Initially, admission was open beyond rights holders out of fear that French schools wouldn’t have the numbers to justify their existence.

But she and others fear franco-Ontarians will become a minority in their own schools. Ms. Aubin recalled that her youngest daughter was shy and didn’t speak up in kindergarten so the staff addressed her in English, assuming that she was an anglophone.

Anglophone parents are increasingly interested in having their children learn French because it gives them a competitive edge. According to a study released this year by the Official Languages Commissioner, 80 per cent of Ontarians believe more needs to be done so young people can become bilingual. But while French immersion is an option in the English system, parents see limitations as schools struggle with finding qualified French teachers; some of these parents then look at schools within the French boards.

One complication in the debate about who should be admitted to French schools is that being francophone and having the right to French education are not synonymous.

Ontario schools can admit non-rights holders who are fluent in French.
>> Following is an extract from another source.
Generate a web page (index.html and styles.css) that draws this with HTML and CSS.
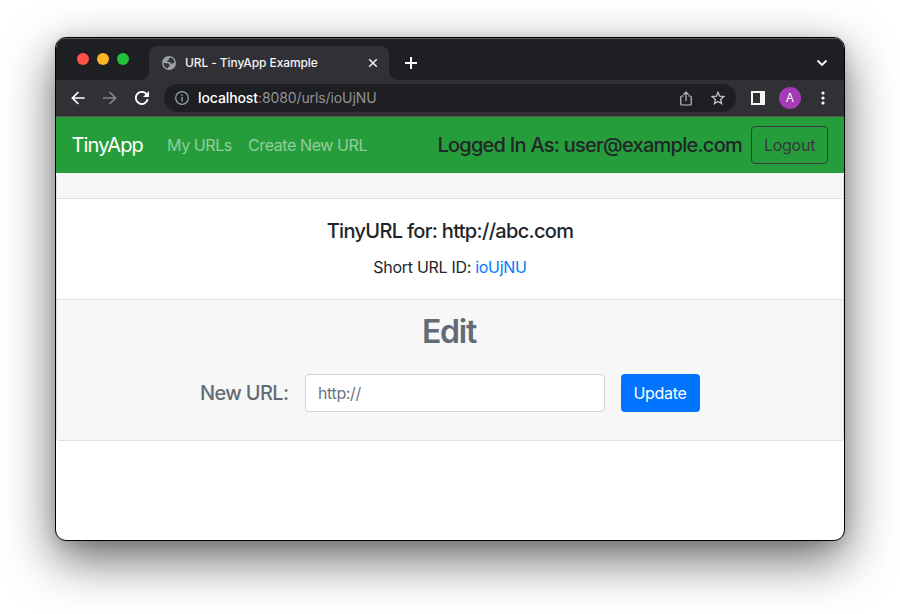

But conversely, there are also students who have the constitutional right to education in French even if their grasp of the language is shaky.

In some cases, the parents are a mixed-language couple. It only takes one francophone parent to make a child a rights holder, even if the family doesn’t speak French at home.

In other cases, it is a franco-Ontarian family that prefers using English. Ms. Guindon recalled a children’s party where she heard a mother, a rights holder, tell her child, “You don’t have to speak French, love, we’re not in school.”

Earlier this spring, Mr. Dorion obtained a $15,000 grant from the Court Challenges Program, which helps people initiate judicial cases dealing with constitutional and human rights. The federal government finances the program, but an independent panel chooses the recipients.

The grant is for the development of a case that tests the validity of the current admission system. Mr. Dorion has retained the Caza Saikaley law firm to prepare the groundwork.